5 - Flash-spark plug device according to Claim 4, characterized in that the conductive strips (14₁, 14₂, 14₃) are equi-angularly spaced apart around the region of said opposite face just beneath the high voltage electrode, whereby the flash spark has a star configuration.

6 - Flash-spark plug device according to Claim 1, comprising a first plurality of ground electrodes (101₁, 1012, 101₃), a second plurality, equal to the first, of dielectric elongated members, the high voltage electrode and all the ground electrodes being in intimate contact with respectively the faces of the dielectric members exposed to the caburated mixture characterized in that it further comprises a third plurality, equal to the first and second pluralities, of conductive strips (14₁, 14₂, 14₃) respectively lying on the faces of the dielectric members opposite to the exposed faces thereof and respectively connected to the ground electrodes.

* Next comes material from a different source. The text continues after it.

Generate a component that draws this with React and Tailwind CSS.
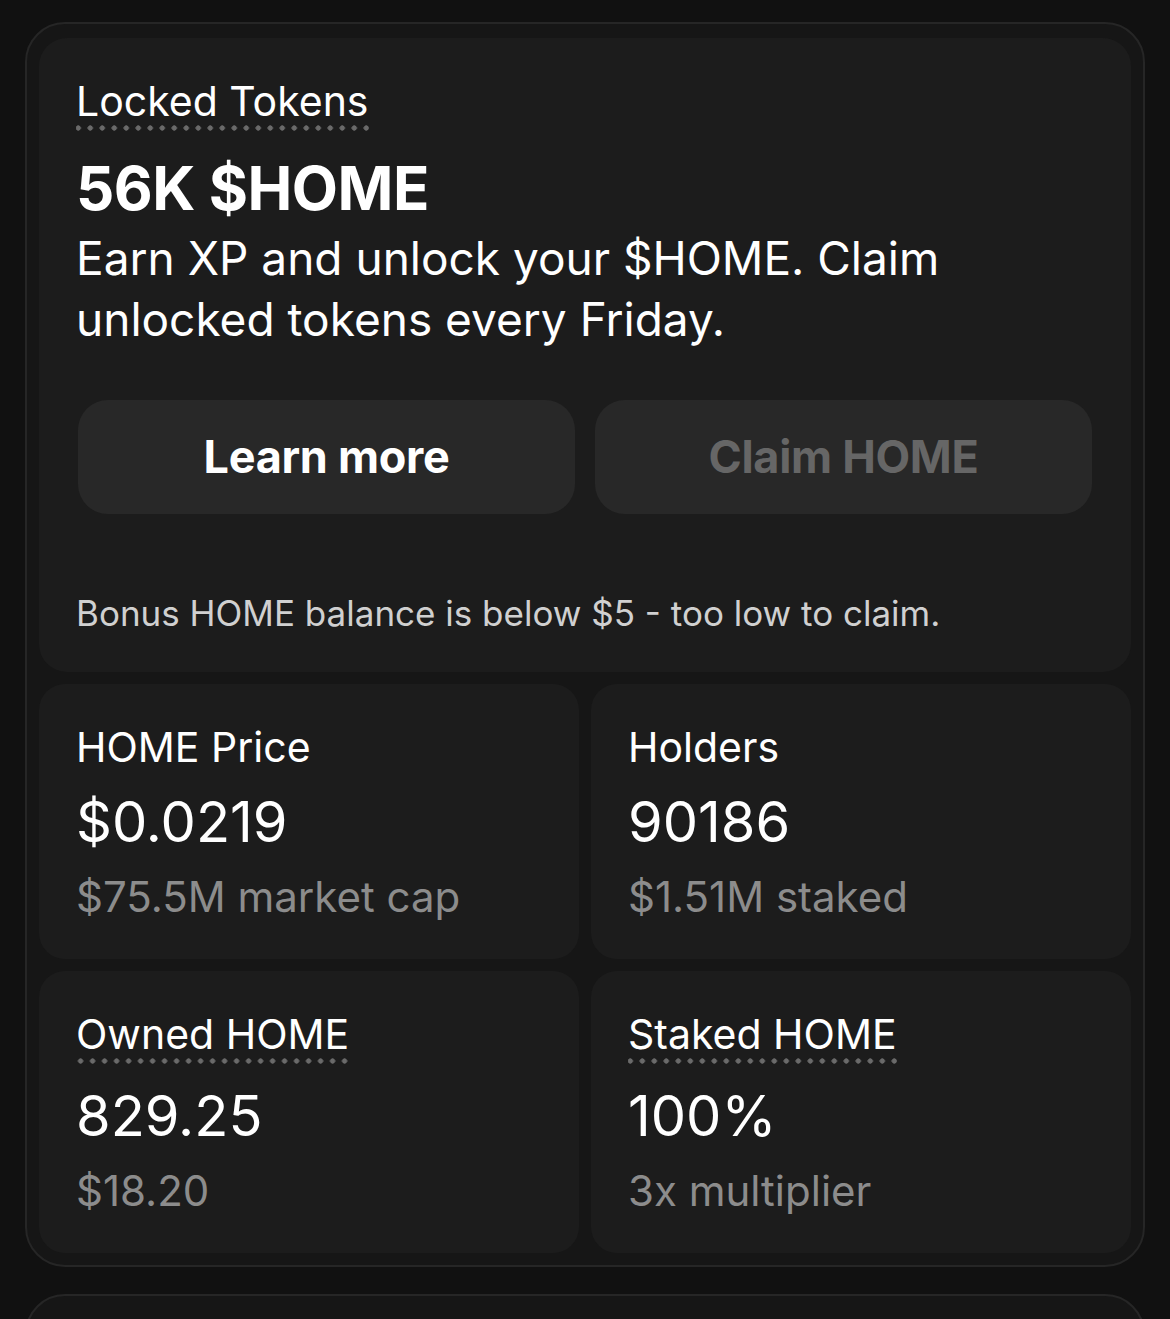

7 - Flash-spark plug device according to Claim 6, characterized in that the conductive strips are equi-angularly spaced apart around the region of said opposite faces just beneath the high voltage electrode, whereby the flash-spark has a star configuration.

8 - Flash-spark plug device according to Claim 1, characterized in that the gap defined by the electrodes on the dielectric member is at least 3 centimetres long and the means for applying a pulsed high voltage across the high voltage and ground electrodes has a voltage of at least 30 kilovolts.

9 - Process to ignite a carburated gaseous mixture in a combustion chamber consisting in inserting in the wall of said combustion chamber a dielectric elongated member, securing to the face of said dielectric member exposed to said carburated gaseous mixture two electrodes defining on said face a dielectric gap on which a sliding spark is to be formed, applying across said electrodes a pulsed high voltage, characterized in that it further consists in forming a conductive path on the non-exposed face of the dielectric member, said path originating at and having an end connected to one of said electrodes and terminating in the region located substantially beneath the other electrode, the shape of said path being that of the sliding spark.